To calculate the Sum of Natural Numbers we will be using the formula we already know, that is,

$$\mathrm{Sum\: of \:First\: N \:natural\: Numbers= n*\lgroup n+1\rgroup/2.}$$

Let’s call this Sum of Natural.

To calculate the Sum of Cubes we will start with a variable initiated with a value 0. Then iterate through all the natural numbers and calculate their cubes and add these values to the variable, let’s call this Sum of Squares.

Then we will compare the calculated Sum of Cubes with the square of Sum of Natural. If they come out to be equal, then the Nicomachus’ Theorem will be verified.

Pseudocode

Start
sumOfCubes = 0;
For 1=< k <= n
sumOfCubes = sumOfCubes + k^3;
sumOfNatural= n * (n + 1) / 2;
If (sumOfNatural)^2 is equal to sumOfCubes
Then print Yes
Else Print No
End

Example 1

Below is a C++ program that verifies Nicomachus' Theorem −

#include <bits/stdc++.h>
using namespace std;
// Function to calculate the sum of cubes and to find the sum of natural numbers and then comparing them
void verifyTheorem(int n){
   // Initializing sum as 0
   int sumOfCubes = 0;
   // Iterating through natural numbers and adding their cubes to sum
   for (int k = 1; k <= n; k++){
      sumOfCubes += k * k * k;
   }
   // Check if sum is equal to given formula. Calculating the sum of natural numbers using the formula
   int naturalSum = n * (n + 1) / 2;
   // Comparing square of naturalSum to sumOfCubes
   if (sumOfCubes == naturalSum * naturalSum) {
      // Printing Yes if they are equal
      cout << "Yes";
   }
   else {
      // Printing No if they are not equal
      cout << "No";
   }
}

int main(){
   // Given value of n
   int n = 6;
   // Function call to verify theorem
   verifyTheorem(n);
   return 0;
}  

Output

For input: i = 6, the above C++ program will produce the following output −

Yes

Example 2

We can write the above code in a more clean way by dividing the verify function into multiple functions.

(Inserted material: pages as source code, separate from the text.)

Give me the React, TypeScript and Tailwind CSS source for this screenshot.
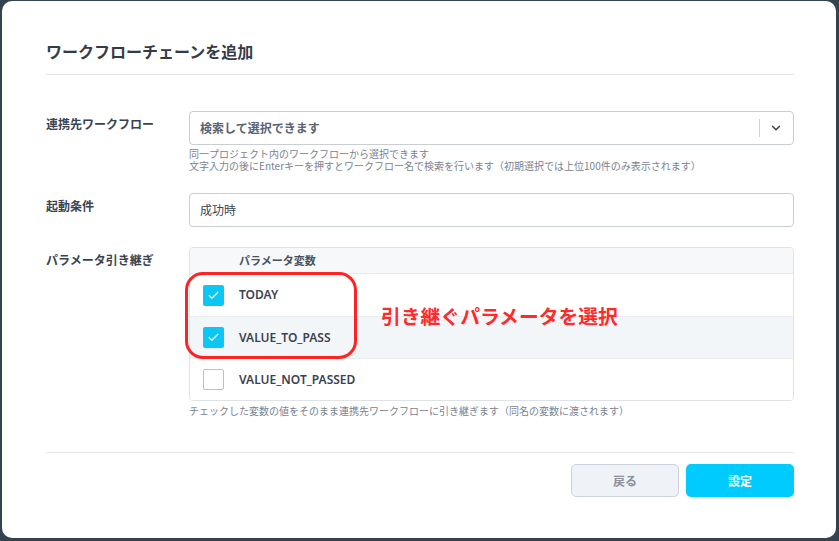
import { ChevronDown, Check } from 'lucide-react'

interface ParamRow {
  name: string
  checked: boolean
  shaded?: boolean
}

const params: ParamRow[] = [
  { name: 'TODAY', checked: true },
  { name: 'VALUE_TO_PASS', checked: true, shaded: true },
  { name: 'VALUE_NOT_PASSED', checked: false },
]

const font = { fontFamily: '"Noto Sans CJK JP", "Noto Sans", sans-serif' }

function Checkbox({ checked }: { checked: boolean }) {
  return checked ? (
    <div className="w-[21px] h-[21px] rounded-[2px] bg-[#0cc6f4] flex items-center justify-center">
      <Check className="w-[13px] h-[13px] text-white" strokeWidth={2.2} />
    </div>
  ) : (
    <div className="w-[21px] h-[21px] rounded-[2px] bg-white border border-[#b9bfca]" />
  )
}

export default function App() {
  return (
    <div className="w-full h-[541px] bg-[#34444e] pt-[1px] pl-[2px]" style={font}>
      <div className="relative w-[834px] h-[537px] bg-white rounded-[10px] pl-[44px] pr-[42px] pt-[39px]">
        <h1 className="text-[16px] leading-[22px] font-bold text-[#343b47]">ワークフローチェーンを追加</h1>
        <div className="mt-[12px] border-t border-[#e3e7ec]" />

        {/* 連携先 */}
        <div className="mt-[36px] flex">
          <div className="w-[143px] pt-[5px] text-[12px] leading-[16px] font-bold text-[#3c4350]">連携先ワークフロー</div>
          <div className="flex-1">
            <div className="h-[34px] border border-[#c9cdd4] rounded-[4px] flex items-center pl-[10px] pr-[10px]">
              <span className="flex-1 text-[12px] font-semibold text-[#5b6270]">検索して選択できます</span>
              <div className="w-px h-[18px] bg-[#cfd3d9] mr-[9px]" />
              <ChevronDown className="w-[14px] h-[14px] text-[#3c4350]" strokeWidth={2.6} />
            </div>
            <div className="mt-[3px] text-[10px] leading-[12px] text-[#7b8391]">
              <p>同一プロジェクト内のワークフローから選択できます</p>
              <p>文字入力の後にEnterキーを押すとワークフロー名で検索を行います（初期選択では上位100件のみ表示されます）</p>
            </div>
          </div>
        </div>

        {/* 起動条件 */}
        <div className="mt-[21px] flex">
          <div className="w-[143px] pt-[5px] text-[12px] leading-[16px] font-bold text-[#3c4350]">起動条件</div>
          <div className="flex-1 h-[34px] border border-[#c9cdd4] rounded-[4px] flex items-center pl-[10px] text-[12px] text-[#3c4350]">
            成功時
          </div>
        </div>

        {/* パラメータ */}
        <div className="mt-[20px] flex">
          <div className="w-[143px] pt-[5px] text-[12px] leading-[16px] font-bold text-[#3c4350]">パラメータ引き継ぎ</div>
          <div className="flex-1">
            <div className="border border-[#dfe3e8] rounded-[4px] overflow-hidden">
              <div className="h-[26px] bg-[#f7f8fa] flex items-center pl-[49px] text-[11px] font-bold text-[#4a5160] border-b border-[#e6e9ed]">
                パラメータ変数
              </div>
              {params.map((p, i) => (
                <div
                  key={p.name}
                  className={`h-[42px] flex items-center pl-[13px] ${p.shaded ? 'bg-[#f3f6f9]' : 'bg-white'} ${i > 0 ? 'border-t border-[#e9ecf0]' : ''}`}
                >
                  <Checkbox checked={p.checked} />
                  <span className="ml-[15px] text-[12px] font-semibold text-[#3b4351]" style={{ fontFamily: '"Noto Sans", sans-serif' }}>{p.name}</span>
                </div>
              ))}
            </div>
            <p className="mt-[4px] text-[10px] leading-[12px] text-[#7b8391]">
              チェックした変数の値をそのまま連携先ワークフローに引き継ぎます（同名の変数に渡されます）
            </p>
          </div>
        </div>

        <div className="mt-[35px] border-t border-[#e3e7ec]" />

        <div className="mt-[11px] flex justify-end gap-[7px]">
          <button className="w-[108px] h-[33px] rounded-[5px] bg-[#eff2f6] border border-[#cdd3dc] text-[12px] font-bold text-[#8a909c]">
            戻る
          </button>
          <button className="w-[108px] h-[33px] rounded-[5px] bg-[#00cbff] text-[12px] font-bold text-white">
            設定
          </button>
        </div>

        {/* annotation */}
        <div className="absolute left-[183px] top-[271px] w-[172px] h-[87px] border-[3.5px] border-[#ff2424] rounded-[18px]" />
        <div className="absolute left-[379px] top-[301px] text-[19.8px] leading-[28px] font-bold text-[#ff2a2a]">
          引き継ぐパラメータを選択
        </div>
      </div>
    </div>
  )
}
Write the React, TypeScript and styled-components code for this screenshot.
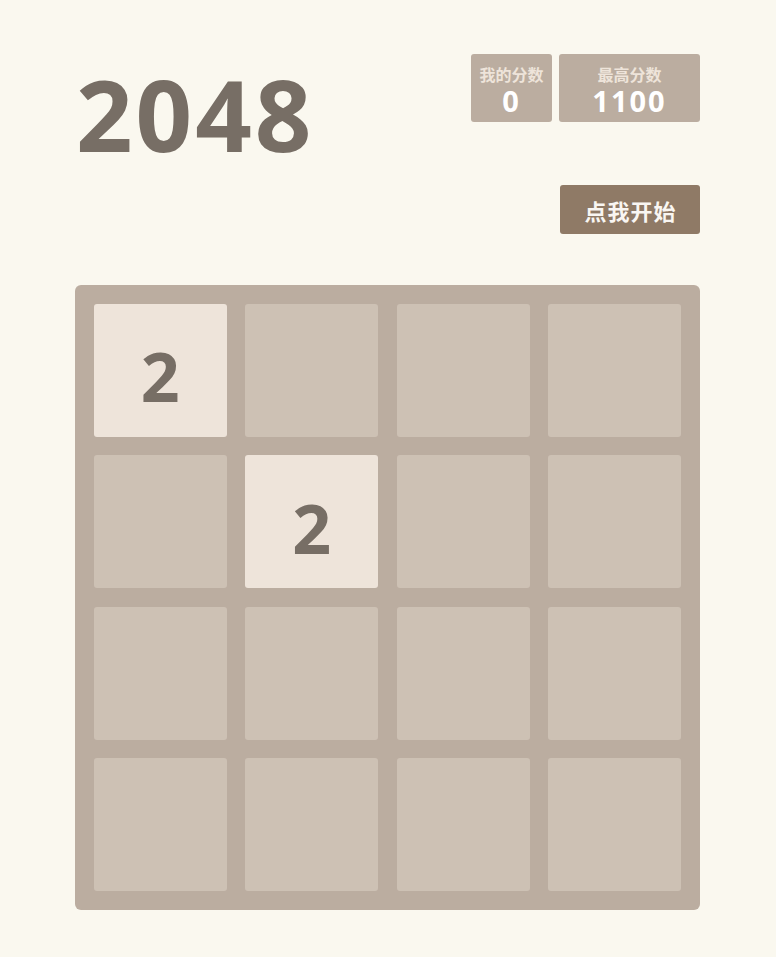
import styled, {createGlobalStyle} from 'styled-components';

const GlobalStyle = createGlobalStyle`
  html, body {
    margin: 0;
    padding: 0;
    background: #faf8ef;
  }
  body {
    font-family: "Open Sans", "Noto Sans CJK SC", sans-serif;
    color: #776e65;
  }
`;

const board: number[][] = [
    [2, 0, 0, 0],
    [0, 2, 0, 0],
    [0, 0, 0, 0],
    [0, 0, 0, 0],
];

export default function App() {
    return (
        <>
            <GlobalStyle/>
            <Container>
                <Header>
                    <Title>2048</Title>
                    <Side>
                        <Scores>
                            <ScoreBox $width={81}>
                                <ScoreLabel>我的分数</ScoreLabel>
                                <ScoreValue>0</ScoreValue>
                            </ScoreBox>
                            <ScoreBox $width={141}>
                                <ScoreLabel>最高分数</ScoreLabel>
                                <ScoreValue>1100</ScoreValue>
                            </ScoreBox>
                        </Scores>
                        <StartButton type="button">点我开始</StartButton>
                    </Side>
                </Header>

                <Board>
                    {board.flat().map((value, i) => (
                        <Cell key={i} $filled={value > 0}>
                            {value > 0 ? value : ''}
                        </Cell>
                    ))}
                </Board>
            </Container>
        </>
    );
}


const Container = styled.div`
  width: 625px;
  margin: 0 75px;
  padding-top: 54px;
`;

const Header = styled.div`
  display: flex;
  justify-content: space-between;
  align-items: flex-start;
`;

const Title = styled.h1`
  margin: 10px 0 0 1px;
  font-family: "Open Sans", sans-serif;
  font-weight: 700;
  font-size: 99px;
  line-height: 99px;
  letter-spacing: 3px;
  color: #776e65;
`;

const Side = styled.div`
  display: flex;
  flex-direction: column;
  align-items: flex-end;
`;

const Scores = styled.div`
  display: flex;
  gap: 7px;
`;

const ScoreBox = styled.div<{ $width: number }>`
  width: ${p => p.$width}px;
  height: 68px;
  background: #bbada0;
  border-radius: 3px;
  display: flex;
  flex-direction: column;
  align-items: center;
  padding-top: 11px;
  box-sizing: border-box;
`;

const ScoreLabel = styled.div`
  font-family: "Noto Sans CJK SC", sans-serif;
  font-size: 16px;
  font-weight: 700;
  line-height: 19px;
  color: #eee4da;
`;

const ScoreValue = styled.div`
  font-family: "Open Sans", sans-serif;
  font-size: 29px;
  font-weight: 700;
  line-height: 36px;
  letter-spacing: 2px;
  margin-top: -1px;
  color: #fff;
`;

const StartButton = styled.button`
  margin-top: 63px;
  width: 140px;
  height: 49px;
  padding: 0 0 0 1px;
  border: none;
  border-radius: 3px;
  background: #8f7a66;
  color: #f9f6f2;
  font-family: "Noto Sans CJK SC", sans-serif;
  font-size: 22px;
  font-weight: 700;
  letter-spacing: 1px;
  cursor: pointer;
`;

const Board = styled.div`
  margin-top: 51px;
  width: 625px;
  height: 625px;
  box-sizing: border-box;
  padding: 18.75px;
  background: #bbada0;
  border-radius: 6px;
  display: grid;
  grid-template-columns: repeat(4, 1fr);
  grid-template-rows: repeat(4, 1fr);
  gap: 18.75px;
`;

const Cell = styled.div<{ $filled: boolean }>`
  border-radius: 3px;
  background: ${p => p.$filled ? '#eee4da' : '#cdc1b4'};
  display: flex;
  align-items: center;
  justify-content: center;
  padding-top: 11px;
  font-family: "Open Sans", sans-serif;
  font-weight: 700;
  font-size: 68px;
  color: #776e65;
`;
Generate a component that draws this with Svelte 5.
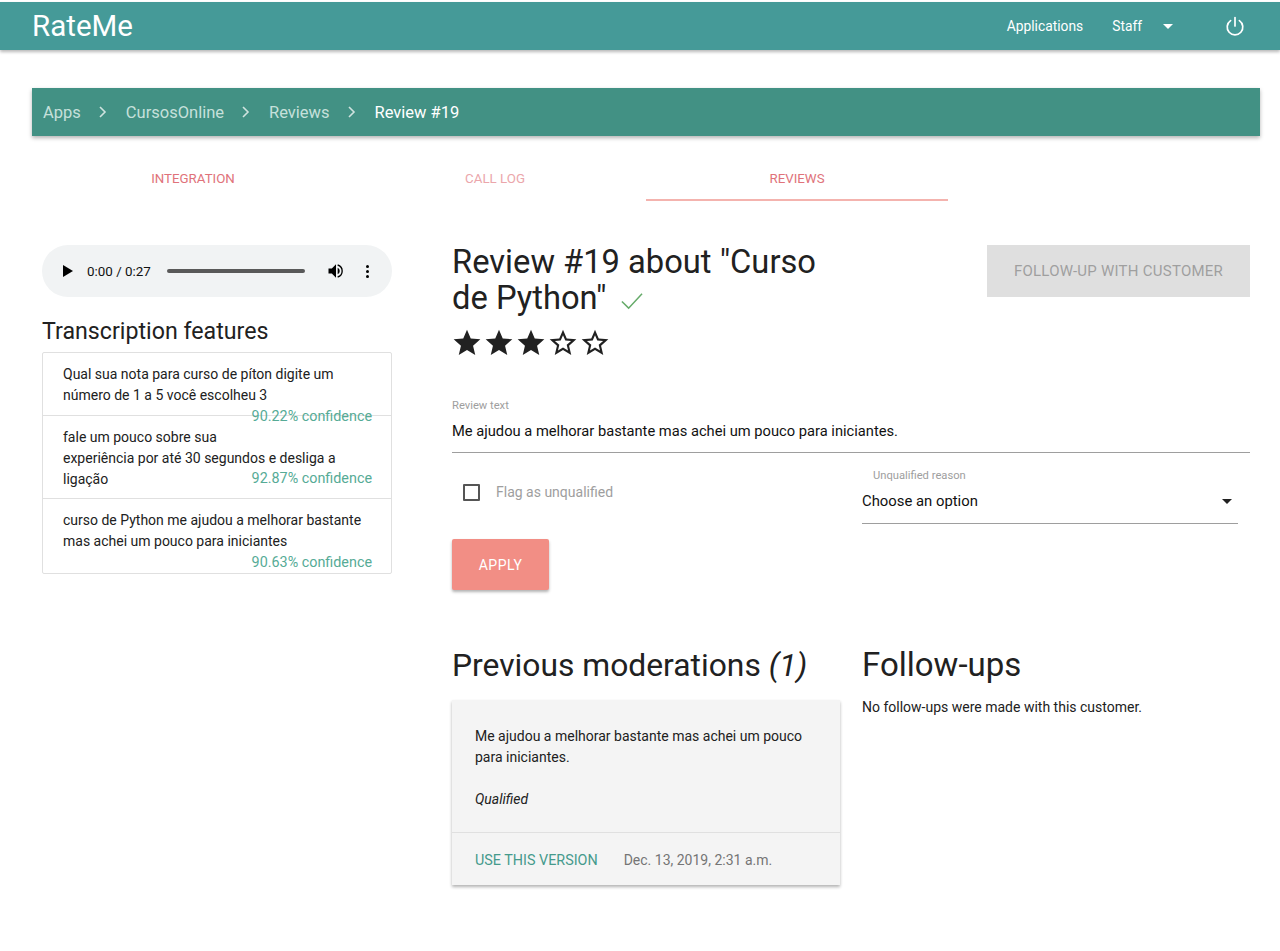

// Cpp program that verifies Nicomachus' Theorem
#include <bits/stdc++.h>
using namespace std;
// Function to return the sum of cubes of numbers from 1 to n
int calcsumOfCubes(int n){
   // Initializing sum as 0
   int sumOfCubes = 0;
   // Iterating through natural numbers and adding their cubes to sum
   for (int k = 1; k <= n; k++) {
      sumOfCubes += k * k * k;
   }
   return sumOfCubes;
}
// Calculating the sum of natural numbers using the formula
int calnaturalSum(int n){
   return n * (n + 1) / 2;
}
// Function to calculate the sum of cubes and to find the sum of natural numbersand then comparing them
void verifyTheorem(int n){
   // Function call to calculate sum of cubes
   int sumOfCubes = calcsumOfCubes(n);
   // Function call to calculate sum of natural numbers
   int naturalSum = calnaturalSum(n);
   // Comparing square of naturalSum to sumOfCubes
   if (sumOfCubes == naturalSum * naturalSum){
      // Printing Yes if they are equal
      cout << "Yes";
   }
   else {
      // Printing No if they are not equal
      cout << "No";
   }
}

int main()
{
   // Given value of n
   int n = 6;
   // Function call to verify theorem
   verifyTheorem(n);
   return 0;
}

Output

For input i = 6, the above C++ program, it will produce the following output −

Yes

In this article we learnt the Nicomachus’ theorem and verified it.